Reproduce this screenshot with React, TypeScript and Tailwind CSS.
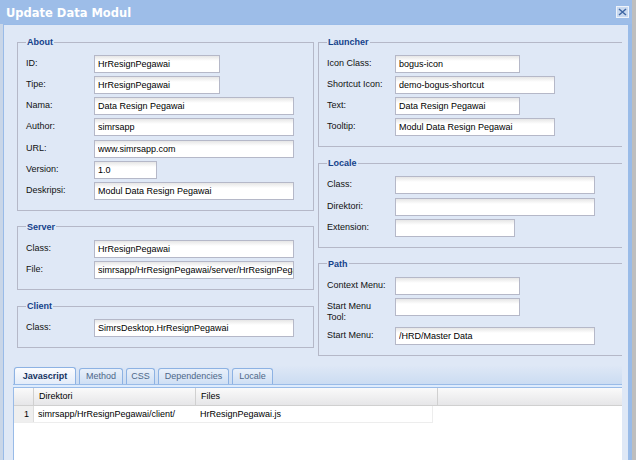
import React from 'react';

interface FieldProps {
  label: string;
  value?: string;
  w: string;
}

const inputCls =
  'h-[18px] shrink-0 border border-[#b5b8c8] bg-[linear-gradient(to_bottom,#e6e6e6,#ffffff_5px)] pl-[3px] text-[9px] text-black outline-none';

const Field: React.FC<FieldProps> = ({ label, value = '', w }) => (
  <div className="flex items-start">
    <label className="w-[68px] shrink-0 pr-[5px] pt-[3px] leading-[11.5px] text-[#111]">{label}</label>
    <input readOnly value={value} className={`${inputCls} ${w}`} />
  </div>
);

const FieldSet: React.FC<{ title: string; right?: boolean; children: React.ReactNode }> = ({ title, right, children }) => (
  <fieldset
    className={`mb-[10px] border border-[#b5b8c8] px-[8px] pt-[7px] pb-[10px] ${right ? 'border-r-0' : ''}`}
  >
    <legend className="px-[1px] text-[9px] font-bold leading-[12px] text-[#15428b]">{title}</legend>
    <div className="flex flex-col gap-[3.17px]">{children}</div>
  </fieldset>
);

const tabs = [
  { name: 'Javascript', w: 'w-[62px]' },
  { name: 'Method', w: 'w-[44px]' },
  { name: 'CSS', w: 'w-[29px]' },
  { name: 'Dependencies', w: 'w-[71px]' },
  { name: 'Locale', w: 'w-[41px]' },
];

const App: React.FC = () => {
  return (
    <div className="flex h-[460px] w-[636px] overflow-hidden bg-[#bebebe] font-['Liberation_Sans',Arial,sans-serif] text-[9px]">
      <div className="flex w-[632px] flex-col bg-[#c9d6e8]">
        {/* title bar */}
        <div className="flex h-[24px] shrink-0 items-start justify-between bg-[#9dbde8] pl-[6px] pt-[2px]">
          <span className="font-['DejaVu_Sans',sans-serif] text-[11.5px] font-bold leading-[22px] text-white">
            Update Data Modul
          </span>
          <div className="mr-[3px] mt-[4px] flex h-[12px] w-[13px] items-center justify-center border border-[#eef3fa] bg-[#c8d9f0]">
            <svg width="9" height="8" viewBox="0 0 9 8">
              <path d="M1 1 L8 7 M8 1 L1 7" stroke="#3f66a3" strokeWidth="1.5" />
            </svg>
          </div>
        </div>

        {/* body */}
        <div className="ml-[3px] flex flex-1 flex-col overflow-hidden border-l border-t border-r-[4px] border-[#99bbe8] bg-[#dfe8f6]">
          <div className="flex h-[340px] shrink-0 gap-[4px] overflow-hidden pl-[13px] pt-[11px]">
            <div className="flex w-[297px] shrink-0 flex-col">
              <FieldSet title="About">
                <Field label="ID:" value="HrResignPegawai" w="w-[126px]" />
                <Field label="Tipe:" value="HrResignPegawai" w="w-[126px]" />
                <Field label="Nama:" value="Data Resign Pegawai" w="w-[200px]" />
                <Field label="Author:" value="simrsapp" w="w-[200px]" />
                <Field label="URL:" value="www.simrsapp.com" w="w-[200px]" />
                <Field label="Version:" value="1.0" w="w-[63px]" />
                <Field label="Deskripsi:" value="Modul Data Resign Pegawai" w="w-[200px]" />
              </FieldSet>
              <FieldSet title="Server">
                <Field label="Class:" value="HrResignPegawai" w="w-[200px]" />
                <Field label="File:" value="simrsapp/HrResignPegawai/server/HrResignPegawai.php" w="w-[200px]" />
              </FieldSet>
              <FieldSet title="Client">
                <Field label="Class:" value="SimrsDesktop.HrResignPegawai" w="w-[200px]" />
              </FieldSet>
            </div>
            <div className="flex w-[304px] shrink-0 flex-col">
              <FieldSet title="Launcher" right>
                <Field label="Icon Class:" value="bogus-icon" w="w-[125px]" />
                <Field label="Shortcut Icon:" value="demo-bogus-shortcut" w="w-[160px]" />
                <Field label="Text:" value="Data Resign Pegawai" w="w-[125px]" />
                <Field label="Tooltip:" value="Modul Data Resign Pegawai" w="w-[160px]" />
              </FieldSet>
              <FieldSet title="Locale" right>
                <Field label="Class:" w="w-[200px]" />
                <Field label="Direktori:" w="w-[200px]" />
                <Field label="Extension:" w="w-[120px]" />
              </FieldSet>
              <FieldSet title="Path" right>
                <Field label="Context Menu:" w="w-[125px]" />
                <Field label="Start Menu Tool:" w="w-[125px]" />
                <Field label="Start Menu:" value="/HRD/Master Data" w="w-[200px]" />
              </FieldSet>
            </div>
          </div>

          {/* tab panel */}
          <div className="ml-[9px] mr-[6px] flex flex-1 flex-col">
            <div className="flex h-[19px] shrink-0 items-end gap-[3px] bg-[linear-gradient(to_bottom,#dfe8f6,#cbdcf2)] pl-[1px]">
              {tabs.map((t, i) =>
                i === 0 ? (
                  <div
                    key={t.name}
                    className={`${t.w} flex h-[17px] items-center justify-center rounded-t-[3px] border border-b-0 border-[#8db2e3] bg-[linear-gradient(to_bottom,#fbfcfe,#e3ecf9)] pt-[1px] font-bold text-[#15325f]`}
                  >
                    {t.name}
                  </div>
                ) : (
                  <div
                    key={t.name}
                    className={`${t.w} flex h-[16px] items-center justify-center rounded-t-[3px] border border-b-0 border-[#8db2e3] bg-[linear-gradient(to_bottom,#e9f0fa,#cfdff4)] pt-[1px] text-[#4e6788]`}
                  >
                    {t.name}
                  </div>
                )
              )}
            </div>
            <div className="h-[4px] shrink-0 border-y border-[#99bbe8] bg-[#deecfd]" />
            <div className="flex-1 border-l border-[#99bbe8] bg-white">
              <div className="flex h-[18px] border-b border-[#d0d0d0] bg-[linear-gradient(to_bottom,#fafafa,#e6e6e8)] text-black">
                <div className="w-[20px] shrink-0 border-r border-[#d0d0d0]" />
                <div className="w-[162px] shrink-0 border-r border-[#d0d0d0] pl-[5px] leading-[17px]">Direktori</div>
                <div className="w-[242px] shrink-0 border-r border-[#d0d0d0] pl-[5px] leading-[17px]">Files</div>
              </div>
              <div className="flex h-[17px] w-[419px] border-b border-r border-[#ededed] text-black">
                <div className="w-[20px] shrink-0 border-r border-[#dddddd] bg-[#efefef] pr-[4px] text-right leading-[16px]">
                  1
                </div>
                <div className="w-[162px] shrink-0 pl-[4px] leading-[16px]">simrsapp/HrResignPegawai/client/</div>
                <div className="flex-1 pl-[4px] leading-[16px]">HrResignPegawai.js</div>
              </div>
            </div>
          </div>
        </div>
      </div>
    </div>
  );
};

export default App;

> **Task prompt**
Write out the whole listing again, exactly, with no pictures.

> **Response to this task**
Reproduce this screenshot with React, TypeScript and Tailwind CSS.
import React from 'react';

interface FieldProps {
  label: string;
  value?: string;
  w: string;
}

const inputCls =
  'h-[18px] shrink-0 border border-[#b5b8c8] bg-[linear-gradient(to_bottom,#e6e6e6,#ffffff_5px)] pl-[3px] text-[9px] text-black outline-none';

const Field: React.FC<FieldProps> = ({ label, value = '', w }) => (
  <div className="flex items-start">
    <label className="w-[68px] shrink-0 pr-[5px] pt-[3px] leading-[11.5px] text-[#111]">{label}</label>
    <input readOnly value={value} className={`${inputCls} ${w}`} />
  </div>
);

const FieldSet: React.FC<{ title: string; right?: boolean; children: React.ReactNode }> = ({ title, right, children }) => (
  <fieldset
    className={`mb-[10px] border border-[#b5b8c8] px-[8px] pt-[7px] pb-[10px] ${right ? 'border-r-0' : ''}`}
  >
    <legend className="px-[1px] text-[9px] font-bold leading-[12px] text-[#15428b]">{title}</legend>
    <div className="flex flex-col gap-[3.17px]">{children}</div>
  </fieldset>
);

const tabs = [
  { name: 'Javascript', w: 'w-[62px]' },
  { name: 'Method', w: 'w-[44px]' },
  { name: 'CSS', w: 'w-[29px]' },
  { name: 'Dependencies', w: 'w-[71px]' },
  { name: 'Locale', w: 'w-[41px]' },
];

const App: React.FC = () => {
  return (
    <div className="flex h-[460px] w-[636px] overflow-hidden bg-[#bebebe] font-['Liberation_Sans',Arial,sans-serif] text-[9px]">
      <div className="flex w-[632px] flex-col bg-[#c9d6e8]">
        {/* title bar */}
        <div className="flex h-[24px] shrink-0 items-start justify-between bg-[#9dbde8] pl-[6px] pt-[2px]">
          <span className="font-['DejaVu_Sans',sans-serif] text-[11.5px] font-bold leading-[22px] text-white">
            Update Data Modul
          </span>
          <div className="mr-[3px] mt-[4px] flex h-[12px] w-[13px] items-center justify-center border border-[#eef3fa] bg-[#c8d9f0]">
            <svg width="9" height="8" viewBox="0 0 9 8">
              <path d="M1 1 L8 7 M8 1 L1 7" stroke="#3f66a3" strokeWidth="1.5" />
            </svg>
          </div>
        </div>

        {/* body */}
        <div className="ml-[3px] flex flex-1 flex-col overflow-hidden border-l border-t border-r-[4px] border-[#99bbe8] bg-[#dfe8f6]">
          <div className="flex h-[340px] shrink-0 gap-[4px] overflow-hidden pl-[13px] pt-[11px]">
            <div className="flex w-[297px] shrink-0 flex-col">
              <FieldSet title="About">
                <Field label="ID:" value="HrResignPegawai" w="w-[126px]" />
                <Field label="Tipe:" value="HrResignPegawai" w="w-[126px]" />
                <Field label="Nama:" value="Data Resign Pegawai" w="w-[200px]" />
                <Field label="Author:" value="simrsapp" w="w-[200px]" />
                <Field label="URL:" value="www.simrsapp.com" w="w-[200px]" />
                <Field label="Version:" value="1.0" w="w-[63px]" />
                <Field label="Deskripsi:" value="Modul Data Resign Pegawai" w="w-[200px]" />
              </FieldSet>
              <FieldSet title="Server">
                <Field label="Class:" value="HrResignPegawai" w="w-[200px]" />
                <Field label="File:" value="simrsapp/HrResignPegawai/server/HrResignPegawai.php" w="w-[200px]" />
              </FieldSet>
              <FieldSet title="Client">
                <Field label="Class:" value="SimrsDesktop.HrResignPegawai" w="w-[200px]" />
              </FieldSet>
            </div>
            <div className="flex w-[304px] shrink-0 flex-col">
              <FieldSet title="Launcher" right>
                <Field label="Icon Class:" value="bogus-icon" w="w-[125px]" />
                <Field label="Shortcut Icon:" value="demo-bogus-shortcut" w="w-[160px]" />
                <Field label="Text:" value="Data Resign Pegawai" w="w-[125px]" />
                <Field label="Tooltip:" value="Modul Data Resign Pegawai" w="w-[160px]" />
              </FieldSet>
              <FieldSet title="Locale" right>
                <Field label="Class:" w="w-[200px]" />
                <Field label="Direktori:" w="w-[200px]" />
                <Field label="Extension:" w="w-[120px]" />
              </FieldSet>
              <FieldSet title="Path" right>
                <Field label="Context Menu:" w="w-[125px]" />
                <Field label="Start Menu Tool:" w="w-[125px]" />
                <Field label="Start Menu:" value="/HRD/Master Data" w="w-[200px]" />
              </FieldSet>
            </div>
          </div>

          {/* tab panel */}
          <div className="ml-[9px] mr-[6px] flex flex-1 flex-col">
            <div className="flex h-[19px] shrink-0 items-end gap-[3px] bg-[linear-gradient(to_bottom,#dfe8f6,#cbdcf2)] pl-[1px]">
              {tabs.map((t, i) =>
                i === 0 ? (
                  <div
                    key={t.name}
                    className={`${t.w} flex h-[17px] items-center justify-center rounded-t-[3px] border border-b-0 border-[#8db2e3] bg-[linear-gradient(to_bottom,#fbfcfe,#e3ecf9)] pt-[1px] font-bold text-[#15325f]`}
                  >
                    {t.name}
                  </div>
                ) : (
                  <div
                    key={t.name}
                    className={`${t.w} flex h-[16px] items-center justify-center rounded-t-[3px] border border-b-0 border-[#8db2e3] bg-[linear-gradient(to_bottom,#e9f0fa,#cfdff4)] pt-[1px] text-[#4e6788]`}
                  >
                    {t.name}
                  </div>
                )
              )}
            </div>
            <div className="h-[4px] shrink-0 border-y border-[#99bbe8] bg-[#deecfd]" />
            <div className="flex-1 border-l border-[#99bbe8] bg-white">
              <div className="flex h-[18px] border-b border-[#d0d0d0] bg-[linear-gradient(to_bottom,#fafafa,#e6e6e8)] text-black">
                <div className="w-[20px] shrink-0 border-r border-[#d0d0d0]" />
                <div className="w-[162px] shrink-0 border-r border-[#d0d0d0] pl-[5px] leading-[17px]">Direktori</div>
                <div className="w-[242px] shrink-0 border-r border-[#d0d0d0] pl-[5px] leading-[17px]">Files</div>
              </div>
              <div className="flex h-[17px] w-[419px] border-b border-r border-[#ededed] text-black">
                <div className="w-[20px] shrink-0 border-r border-[#dddddd] bg-[#efefef] pr-[4px] text-right leading-[16px]">
                  1
                </div>
                <div className="w-[162px] shrink-0 pl-[4px] leading-[16px]">simrsapp/HrResignPegawai/client/</div>
                <div className="flex-1 pl-[4px] leading-[16px]">HrResignPegawai.js</div>
              </div>
            </div>
          </div>
        </div>
      </div>
    </div>
  );
};

export default App;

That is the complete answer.